Prosecutors don’t typically bring criminal tax charges tied solely on fringe benefits, which are special perks that employers give to their workers that are usually taxable with some exceptions. Companies are responsible for withholding such taxes from an employer’s paycheck.
“The mere fact that someone receives some form of a fringe benefit doesn’t mean that it’s taxable,” said Richard Zuckerman, a partner at Honigman and former member of the tax division of the Justice Department. “There could be a heck of a fight over whether or not the items themselves are taxable or not.”
Prosecutors allege Weisselberg evaded approximately $556,385 in federal taxes, $106,568 in state taxes, and $238,159 in New York City taxes. He also falsely claimed and received about $94,902 in federal tax refunds and about $38,222 in states tax refunds, they said.
Weisselberg allegedly hid the compensation from his tax preparer—intentionally omitting it from his tax return—and for years concealed that he was a New York City resident who was required to pay income taxes.
“This is not a small or a petty pea shooter that they’ve aimed at Weisselberg,” said Norman Eisen, a senior fellow in governance studies at the Brookings Institution and expert on law, ethics, and anti-corruption. “This is a howitzer.”
In recent years, there have been several high-profile cases that included evasion on taxable benefits, including Trump’s former campaign chairman Paul Manafort’s $15,000 ostrich jacket and former Tyco International CEO L. Dennis Kozlowski’s $6,000 gold-and-burgundy floral shower curtain.
Perks or Gifts?
However, New York prosecutors still must prove that some of Weisselberg’s perks were more than gifts from a boss to a longtime employee.
“There’s a lot of issues here that are standard run of the mill civil tax issues,” Campagna said. “When you have a close relationship with the owner of the company, things like paying your kids’ tuition could be a gift rather than compensation.”
The prosecutors noted that the tuition expenses were originally paid with personal checks signed by Trump and later drawn from the Donald J. Trump Revocable Trust. But if they were gifts those should have appeared on the former president’s federal tax-filings if they exceeded the annual gift tax exclusion. New York doesn’t have a gift tax.
“If it was paid personally by Donald Trump or the Donald Trump trust, then how did Donald Trump account for it? As a gift? That’s really important,” Steven Toscher, a partner at Hochman Salkin Toscher Perez P.C., said.
Prosecutors claim the Trump Organization furthered the tax fraud scheme by creating and issuing forms underreporting the compensation Weisselberg and other employees received. The company didn’t withhold income taxes on those benefits, even though it internally often tracked and treated them as part of his annual compensation, the prosecutors alleged.

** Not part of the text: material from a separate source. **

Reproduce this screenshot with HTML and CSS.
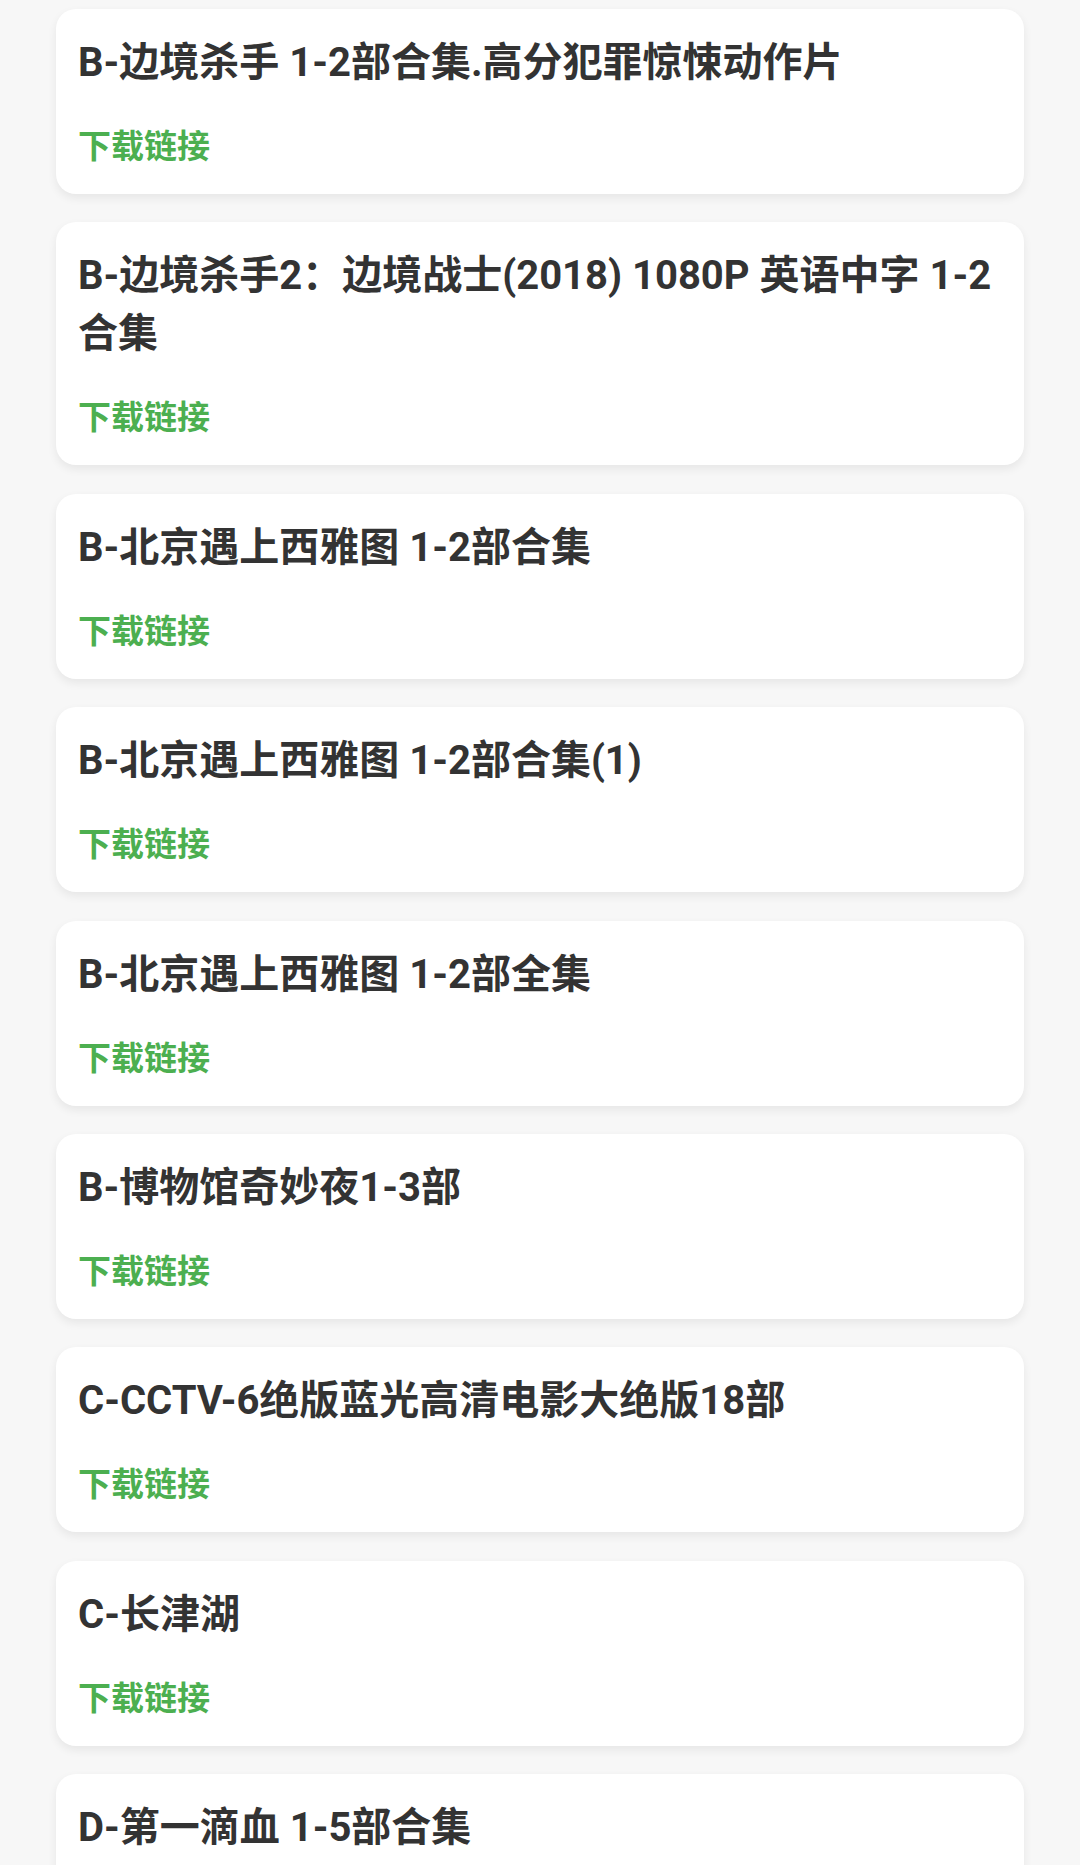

Initial charges brought against the firm and Weisselberg are seen as a bid by prosecutors to exert pressure on a key witness in a more sweeping investigation over whether Trump and his organization manipulated property values to obtain loans and tax benefits and other potential financial crimes. Prosecutors have put pressure on Weisselberg for months to aid their investigation, including subpoenaing his personal tax returns and bank records.
“They don’t have a lot of people that are close to Trump,” Frank Agostino, a president and founder of Agostino & Associates P.C. and a former Special Assistant U.S. Attorney who has prosecuted criminal tax cases. “If you’re Weisselberg, your entire family works there. If you’re going to testify against Trump, you’re putting both of your kids out of a job and maybe you’ve got to take a felony yourself. And then, once you testify, they’re going to ask you about all the other things that they did. The decision to jump off and cooperate versus what the potential jail sentence is a really difficult decision.”
Proving cases of intentional tax evasion and fraud is difficult because establishing the state of mind of the individuals involved becomes so critical, forcing prosecutors to seek out people with direct knowledge of the inner workings of the executive suite.
“You’ve got to build the narrative that money doesn’t leave the organization without Trump knowing,” said Agostino. “Then you need the underling or somebody around him to make it real to tell that story to the jury. You need enough for the jury to infer that this could not have gone on without Trump knowing it.”
And while it can often be a high bar to prove that the individual or company knowingly violated the rule, most of the time companies that engage in tax evasion are cheating in other ways.
“Most people who cheat don’t pick one little thing and hide it beautifully,” said Campagna. “They cheat in all kinds of ways, and those patterns of behavior become obvious to a judge and jury, proving willful and intentional conduct.”